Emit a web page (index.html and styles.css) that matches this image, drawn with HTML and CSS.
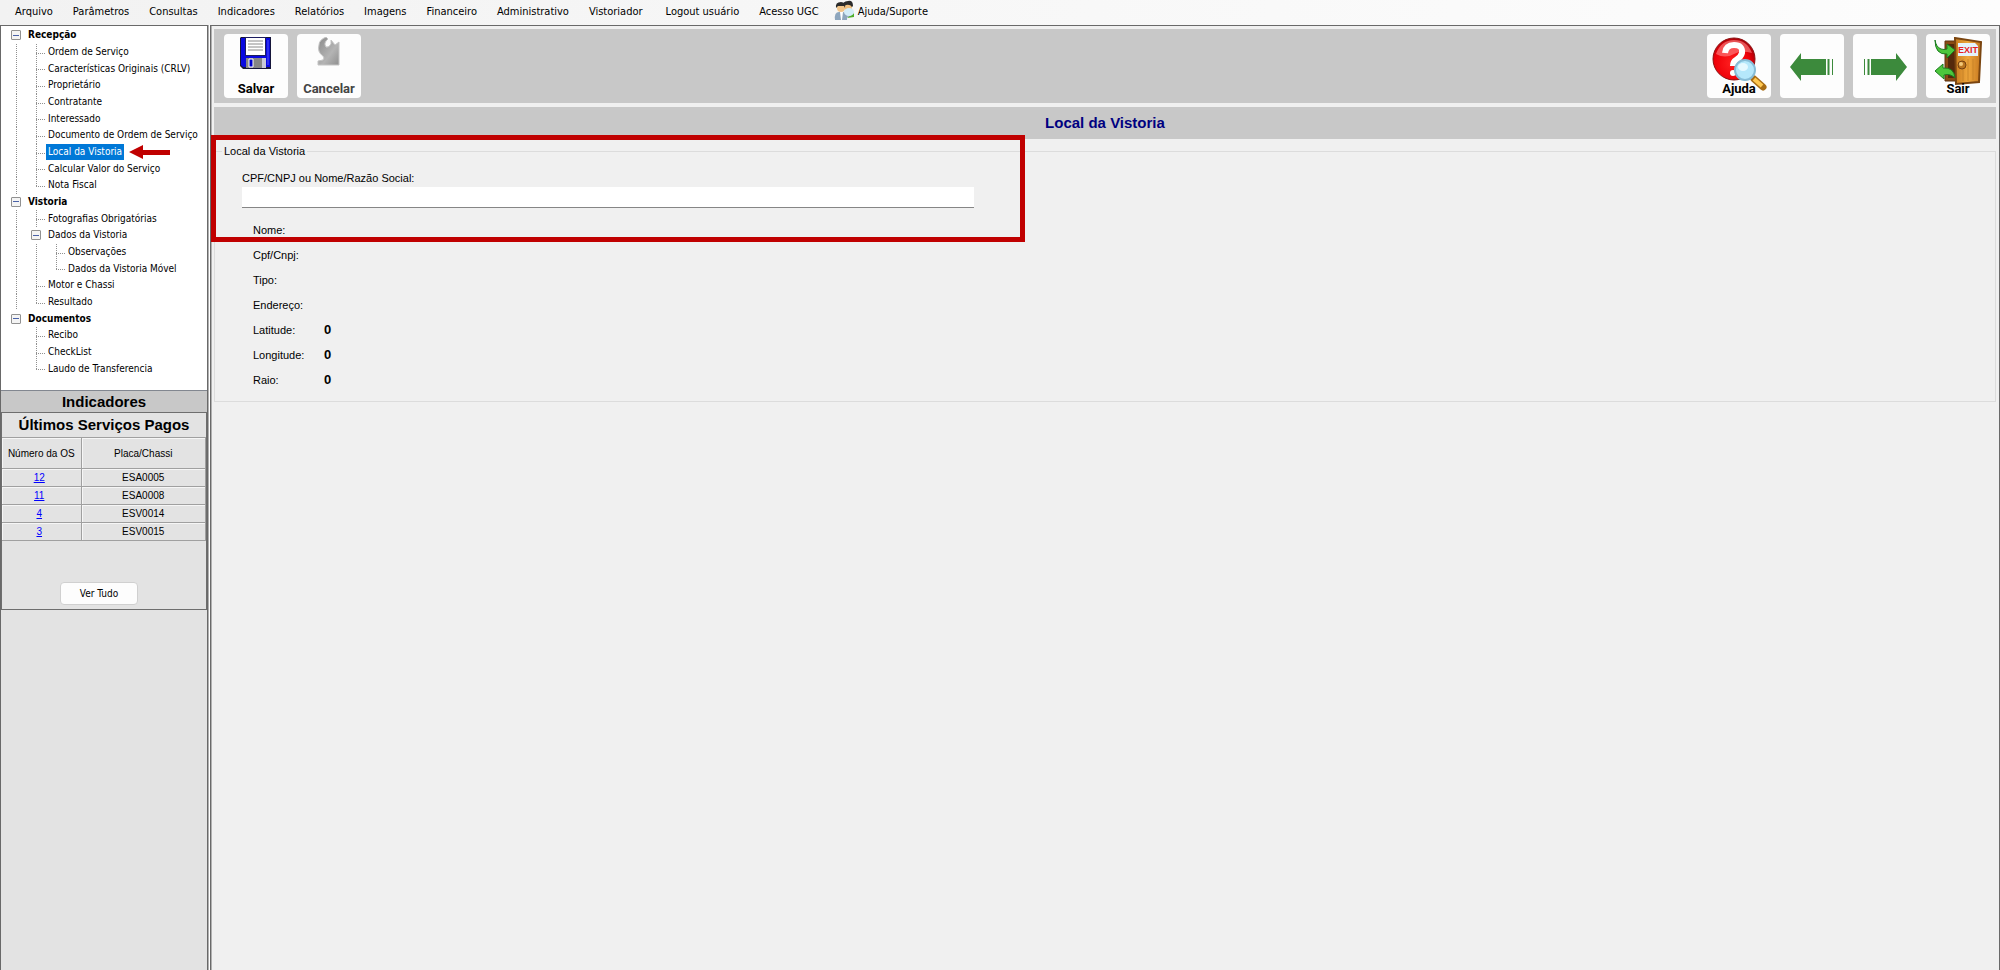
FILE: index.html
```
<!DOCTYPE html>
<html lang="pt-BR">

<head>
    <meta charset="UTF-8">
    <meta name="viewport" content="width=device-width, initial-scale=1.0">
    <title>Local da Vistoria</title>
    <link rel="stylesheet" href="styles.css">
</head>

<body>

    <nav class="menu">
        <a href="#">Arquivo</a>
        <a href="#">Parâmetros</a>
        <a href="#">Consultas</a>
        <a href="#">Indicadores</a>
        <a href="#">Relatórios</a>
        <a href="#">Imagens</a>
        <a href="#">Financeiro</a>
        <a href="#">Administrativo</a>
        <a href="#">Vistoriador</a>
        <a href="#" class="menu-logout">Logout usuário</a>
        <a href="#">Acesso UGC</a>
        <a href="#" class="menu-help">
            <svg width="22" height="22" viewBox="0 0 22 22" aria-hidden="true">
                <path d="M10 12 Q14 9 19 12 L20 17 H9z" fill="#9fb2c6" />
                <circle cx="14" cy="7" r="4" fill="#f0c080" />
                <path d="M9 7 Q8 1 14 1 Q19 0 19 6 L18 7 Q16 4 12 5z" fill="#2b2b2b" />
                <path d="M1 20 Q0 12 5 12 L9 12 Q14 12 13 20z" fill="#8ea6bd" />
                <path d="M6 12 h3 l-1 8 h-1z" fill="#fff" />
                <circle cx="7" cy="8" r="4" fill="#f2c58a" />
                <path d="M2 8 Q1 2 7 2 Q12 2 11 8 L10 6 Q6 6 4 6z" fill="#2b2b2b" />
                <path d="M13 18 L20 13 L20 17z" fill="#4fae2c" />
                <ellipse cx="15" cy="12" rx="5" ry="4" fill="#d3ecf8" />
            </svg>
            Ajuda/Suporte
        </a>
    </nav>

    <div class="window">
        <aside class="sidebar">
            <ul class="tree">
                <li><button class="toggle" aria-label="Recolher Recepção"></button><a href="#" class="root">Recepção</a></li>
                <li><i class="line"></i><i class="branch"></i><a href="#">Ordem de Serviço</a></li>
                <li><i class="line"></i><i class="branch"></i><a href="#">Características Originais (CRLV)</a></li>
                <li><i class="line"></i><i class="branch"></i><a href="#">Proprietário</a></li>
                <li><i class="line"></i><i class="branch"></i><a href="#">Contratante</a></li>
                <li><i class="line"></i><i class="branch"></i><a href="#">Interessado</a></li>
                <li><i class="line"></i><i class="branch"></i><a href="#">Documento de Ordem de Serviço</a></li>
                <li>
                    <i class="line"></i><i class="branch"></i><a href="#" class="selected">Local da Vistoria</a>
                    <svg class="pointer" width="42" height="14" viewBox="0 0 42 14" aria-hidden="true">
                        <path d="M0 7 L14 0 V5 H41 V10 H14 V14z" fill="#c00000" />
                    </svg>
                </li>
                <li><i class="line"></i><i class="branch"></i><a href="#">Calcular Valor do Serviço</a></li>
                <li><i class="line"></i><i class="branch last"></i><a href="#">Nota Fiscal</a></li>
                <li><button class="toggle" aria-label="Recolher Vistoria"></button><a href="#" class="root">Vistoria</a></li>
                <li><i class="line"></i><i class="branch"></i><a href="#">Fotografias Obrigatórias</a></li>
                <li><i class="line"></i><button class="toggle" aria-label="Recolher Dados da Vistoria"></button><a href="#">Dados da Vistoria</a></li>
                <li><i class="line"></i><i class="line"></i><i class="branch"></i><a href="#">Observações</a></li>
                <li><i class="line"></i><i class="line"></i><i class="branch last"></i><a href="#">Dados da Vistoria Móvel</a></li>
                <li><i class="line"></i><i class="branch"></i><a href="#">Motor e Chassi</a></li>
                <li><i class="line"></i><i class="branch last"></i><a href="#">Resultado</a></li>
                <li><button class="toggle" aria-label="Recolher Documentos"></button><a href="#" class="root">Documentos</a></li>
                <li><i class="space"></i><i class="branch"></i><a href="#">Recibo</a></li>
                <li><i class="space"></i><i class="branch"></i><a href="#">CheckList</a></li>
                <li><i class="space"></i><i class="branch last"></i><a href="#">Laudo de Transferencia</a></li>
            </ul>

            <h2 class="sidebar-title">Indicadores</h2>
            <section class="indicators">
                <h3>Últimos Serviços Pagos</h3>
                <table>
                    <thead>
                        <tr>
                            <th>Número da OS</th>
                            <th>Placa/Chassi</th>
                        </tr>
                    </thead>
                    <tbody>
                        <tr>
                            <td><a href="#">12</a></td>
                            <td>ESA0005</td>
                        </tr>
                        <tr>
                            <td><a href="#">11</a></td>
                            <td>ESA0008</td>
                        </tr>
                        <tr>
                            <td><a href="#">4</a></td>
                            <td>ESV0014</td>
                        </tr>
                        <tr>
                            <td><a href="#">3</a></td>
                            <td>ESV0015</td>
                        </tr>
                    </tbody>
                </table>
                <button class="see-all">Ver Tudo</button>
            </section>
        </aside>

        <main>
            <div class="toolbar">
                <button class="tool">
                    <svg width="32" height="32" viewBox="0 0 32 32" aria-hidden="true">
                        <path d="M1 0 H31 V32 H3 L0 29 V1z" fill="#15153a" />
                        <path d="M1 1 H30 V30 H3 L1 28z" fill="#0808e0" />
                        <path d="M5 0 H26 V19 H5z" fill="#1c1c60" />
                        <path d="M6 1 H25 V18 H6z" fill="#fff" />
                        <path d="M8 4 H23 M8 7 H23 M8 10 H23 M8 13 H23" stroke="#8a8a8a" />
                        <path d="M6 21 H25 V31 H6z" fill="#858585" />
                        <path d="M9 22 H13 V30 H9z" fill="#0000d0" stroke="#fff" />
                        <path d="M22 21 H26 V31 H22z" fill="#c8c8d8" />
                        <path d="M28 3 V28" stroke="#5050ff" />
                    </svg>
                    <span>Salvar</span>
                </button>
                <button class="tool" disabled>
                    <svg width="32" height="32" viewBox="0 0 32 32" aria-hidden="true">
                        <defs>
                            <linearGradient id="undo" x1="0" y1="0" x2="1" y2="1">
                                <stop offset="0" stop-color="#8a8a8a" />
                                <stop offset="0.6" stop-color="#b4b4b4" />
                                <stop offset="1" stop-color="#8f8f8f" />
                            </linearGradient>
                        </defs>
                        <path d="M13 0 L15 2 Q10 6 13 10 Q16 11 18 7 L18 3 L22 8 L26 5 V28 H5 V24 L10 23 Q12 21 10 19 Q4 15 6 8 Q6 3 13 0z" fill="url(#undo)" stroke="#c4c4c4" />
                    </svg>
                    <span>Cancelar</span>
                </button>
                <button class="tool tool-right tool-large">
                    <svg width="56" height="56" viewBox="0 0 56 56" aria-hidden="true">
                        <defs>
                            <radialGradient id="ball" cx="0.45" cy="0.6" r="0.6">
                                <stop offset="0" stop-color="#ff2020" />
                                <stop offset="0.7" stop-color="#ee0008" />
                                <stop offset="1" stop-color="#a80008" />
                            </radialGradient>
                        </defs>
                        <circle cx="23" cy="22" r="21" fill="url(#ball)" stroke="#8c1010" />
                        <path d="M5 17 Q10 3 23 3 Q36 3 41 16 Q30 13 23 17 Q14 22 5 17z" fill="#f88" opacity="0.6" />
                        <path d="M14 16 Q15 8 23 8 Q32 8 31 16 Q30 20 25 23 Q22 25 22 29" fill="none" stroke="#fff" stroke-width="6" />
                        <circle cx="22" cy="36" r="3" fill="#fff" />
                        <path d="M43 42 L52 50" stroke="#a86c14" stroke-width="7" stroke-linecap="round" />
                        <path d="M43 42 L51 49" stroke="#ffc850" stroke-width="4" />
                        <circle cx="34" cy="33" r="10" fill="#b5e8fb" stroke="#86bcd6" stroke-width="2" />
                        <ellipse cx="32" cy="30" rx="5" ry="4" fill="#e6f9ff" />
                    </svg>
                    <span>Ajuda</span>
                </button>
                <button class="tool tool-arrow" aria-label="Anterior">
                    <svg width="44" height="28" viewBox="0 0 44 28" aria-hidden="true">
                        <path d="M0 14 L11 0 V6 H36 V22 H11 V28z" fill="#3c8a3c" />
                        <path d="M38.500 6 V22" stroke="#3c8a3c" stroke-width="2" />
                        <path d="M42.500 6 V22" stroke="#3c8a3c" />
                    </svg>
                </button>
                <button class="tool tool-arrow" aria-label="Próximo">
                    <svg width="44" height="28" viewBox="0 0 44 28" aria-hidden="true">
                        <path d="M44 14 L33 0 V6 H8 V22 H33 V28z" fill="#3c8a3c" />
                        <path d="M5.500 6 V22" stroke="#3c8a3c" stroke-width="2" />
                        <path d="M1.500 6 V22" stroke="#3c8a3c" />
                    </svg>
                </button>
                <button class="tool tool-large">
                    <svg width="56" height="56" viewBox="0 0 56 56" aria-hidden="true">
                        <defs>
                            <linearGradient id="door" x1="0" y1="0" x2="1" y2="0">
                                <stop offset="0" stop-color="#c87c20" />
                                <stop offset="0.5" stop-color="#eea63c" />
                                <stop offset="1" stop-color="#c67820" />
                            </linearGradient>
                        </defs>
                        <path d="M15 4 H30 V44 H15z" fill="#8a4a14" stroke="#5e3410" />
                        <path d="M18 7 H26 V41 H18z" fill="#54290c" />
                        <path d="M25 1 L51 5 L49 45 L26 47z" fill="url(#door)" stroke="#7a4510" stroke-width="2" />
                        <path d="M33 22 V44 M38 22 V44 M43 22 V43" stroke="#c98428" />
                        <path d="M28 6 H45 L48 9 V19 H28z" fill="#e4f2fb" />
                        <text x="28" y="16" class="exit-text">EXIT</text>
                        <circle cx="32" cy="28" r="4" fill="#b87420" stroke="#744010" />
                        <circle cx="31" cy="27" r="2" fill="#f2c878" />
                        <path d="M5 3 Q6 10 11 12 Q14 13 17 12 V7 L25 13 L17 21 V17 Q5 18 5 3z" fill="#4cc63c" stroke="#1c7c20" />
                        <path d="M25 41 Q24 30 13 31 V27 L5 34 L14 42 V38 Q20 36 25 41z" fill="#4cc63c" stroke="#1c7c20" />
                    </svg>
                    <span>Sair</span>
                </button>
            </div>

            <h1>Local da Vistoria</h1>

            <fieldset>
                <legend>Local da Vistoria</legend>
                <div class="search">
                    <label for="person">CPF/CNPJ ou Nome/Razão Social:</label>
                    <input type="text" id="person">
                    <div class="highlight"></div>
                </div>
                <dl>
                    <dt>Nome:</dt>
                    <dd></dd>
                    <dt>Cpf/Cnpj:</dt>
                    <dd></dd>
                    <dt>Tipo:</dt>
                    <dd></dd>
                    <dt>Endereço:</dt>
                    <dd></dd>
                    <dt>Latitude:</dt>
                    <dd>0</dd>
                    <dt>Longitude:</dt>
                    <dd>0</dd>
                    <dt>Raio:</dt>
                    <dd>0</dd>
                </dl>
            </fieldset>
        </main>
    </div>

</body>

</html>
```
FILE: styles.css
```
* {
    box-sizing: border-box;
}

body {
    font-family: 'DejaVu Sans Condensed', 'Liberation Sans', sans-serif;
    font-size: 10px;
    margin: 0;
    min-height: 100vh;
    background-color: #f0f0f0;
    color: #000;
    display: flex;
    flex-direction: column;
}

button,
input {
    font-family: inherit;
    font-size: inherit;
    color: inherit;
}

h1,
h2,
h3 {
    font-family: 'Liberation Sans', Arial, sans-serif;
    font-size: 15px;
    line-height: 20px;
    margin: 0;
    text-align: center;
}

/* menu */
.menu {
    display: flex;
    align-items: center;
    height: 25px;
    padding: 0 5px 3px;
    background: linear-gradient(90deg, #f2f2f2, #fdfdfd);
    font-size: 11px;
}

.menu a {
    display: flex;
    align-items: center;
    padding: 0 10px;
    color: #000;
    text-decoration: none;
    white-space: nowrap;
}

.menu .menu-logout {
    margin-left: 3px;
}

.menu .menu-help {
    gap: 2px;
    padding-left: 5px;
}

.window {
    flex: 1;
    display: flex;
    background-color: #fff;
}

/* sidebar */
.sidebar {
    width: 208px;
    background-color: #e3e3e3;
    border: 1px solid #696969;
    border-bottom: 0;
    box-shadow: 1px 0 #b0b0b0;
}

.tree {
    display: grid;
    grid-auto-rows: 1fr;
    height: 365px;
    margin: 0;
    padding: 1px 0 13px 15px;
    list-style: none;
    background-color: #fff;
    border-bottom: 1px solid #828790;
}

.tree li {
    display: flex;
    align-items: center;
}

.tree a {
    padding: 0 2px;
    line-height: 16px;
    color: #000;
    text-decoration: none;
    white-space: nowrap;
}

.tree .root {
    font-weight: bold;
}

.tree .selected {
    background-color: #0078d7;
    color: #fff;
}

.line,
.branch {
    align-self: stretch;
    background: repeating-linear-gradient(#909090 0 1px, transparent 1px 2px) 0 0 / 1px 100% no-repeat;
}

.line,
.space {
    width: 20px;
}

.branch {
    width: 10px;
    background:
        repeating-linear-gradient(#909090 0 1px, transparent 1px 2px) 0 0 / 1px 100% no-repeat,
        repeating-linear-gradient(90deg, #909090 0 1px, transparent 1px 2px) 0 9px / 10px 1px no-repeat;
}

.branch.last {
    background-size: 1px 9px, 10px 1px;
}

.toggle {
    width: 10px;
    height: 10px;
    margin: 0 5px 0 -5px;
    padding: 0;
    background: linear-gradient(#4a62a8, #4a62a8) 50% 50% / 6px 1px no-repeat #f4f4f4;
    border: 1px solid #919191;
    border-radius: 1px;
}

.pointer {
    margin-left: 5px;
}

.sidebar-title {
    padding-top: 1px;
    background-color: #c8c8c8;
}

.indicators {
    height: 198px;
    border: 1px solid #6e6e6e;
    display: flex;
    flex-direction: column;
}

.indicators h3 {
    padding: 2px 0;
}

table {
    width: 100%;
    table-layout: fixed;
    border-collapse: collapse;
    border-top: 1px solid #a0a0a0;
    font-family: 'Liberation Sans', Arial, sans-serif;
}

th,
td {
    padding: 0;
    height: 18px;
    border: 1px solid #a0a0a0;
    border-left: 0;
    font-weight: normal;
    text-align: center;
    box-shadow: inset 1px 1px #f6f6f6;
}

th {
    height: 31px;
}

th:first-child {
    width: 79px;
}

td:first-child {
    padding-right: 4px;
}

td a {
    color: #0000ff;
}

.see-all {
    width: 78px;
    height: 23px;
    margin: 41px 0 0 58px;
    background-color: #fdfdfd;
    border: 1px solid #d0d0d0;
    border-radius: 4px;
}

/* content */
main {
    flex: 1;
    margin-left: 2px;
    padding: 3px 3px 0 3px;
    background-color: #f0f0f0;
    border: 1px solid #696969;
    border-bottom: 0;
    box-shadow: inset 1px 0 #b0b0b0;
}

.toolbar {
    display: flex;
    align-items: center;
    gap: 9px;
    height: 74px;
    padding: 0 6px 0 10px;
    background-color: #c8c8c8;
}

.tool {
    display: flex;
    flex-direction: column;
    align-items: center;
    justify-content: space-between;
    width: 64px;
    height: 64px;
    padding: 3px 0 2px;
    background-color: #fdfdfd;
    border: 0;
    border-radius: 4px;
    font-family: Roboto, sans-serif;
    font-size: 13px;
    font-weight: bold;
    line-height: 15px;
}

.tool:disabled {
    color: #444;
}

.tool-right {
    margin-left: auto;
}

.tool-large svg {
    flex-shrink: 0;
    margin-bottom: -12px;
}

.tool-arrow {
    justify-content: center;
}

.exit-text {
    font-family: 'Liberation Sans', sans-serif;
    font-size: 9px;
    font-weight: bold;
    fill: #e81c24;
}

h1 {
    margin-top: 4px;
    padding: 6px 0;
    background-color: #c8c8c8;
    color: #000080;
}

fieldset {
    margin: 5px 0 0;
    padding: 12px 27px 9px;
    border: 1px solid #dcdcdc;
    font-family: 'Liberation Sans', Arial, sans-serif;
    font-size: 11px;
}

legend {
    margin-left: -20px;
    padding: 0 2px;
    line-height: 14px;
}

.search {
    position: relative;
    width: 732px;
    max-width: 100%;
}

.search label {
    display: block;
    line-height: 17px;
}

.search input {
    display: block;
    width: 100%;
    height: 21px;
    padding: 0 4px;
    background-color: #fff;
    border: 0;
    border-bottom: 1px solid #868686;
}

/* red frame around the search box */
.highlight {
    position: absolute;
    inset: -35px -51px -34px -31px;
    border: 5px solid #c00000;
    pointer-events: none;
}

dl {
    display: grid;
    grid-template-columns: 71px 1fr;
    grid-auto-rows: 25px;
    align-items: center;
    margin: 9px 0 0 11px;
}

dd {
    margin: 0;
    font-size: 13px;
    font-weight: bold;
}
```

□ □ □ □ □

■ Work required
For the material, find the number of lines holding the word "styles" and give that figure and nothing more.

■ Task answer
3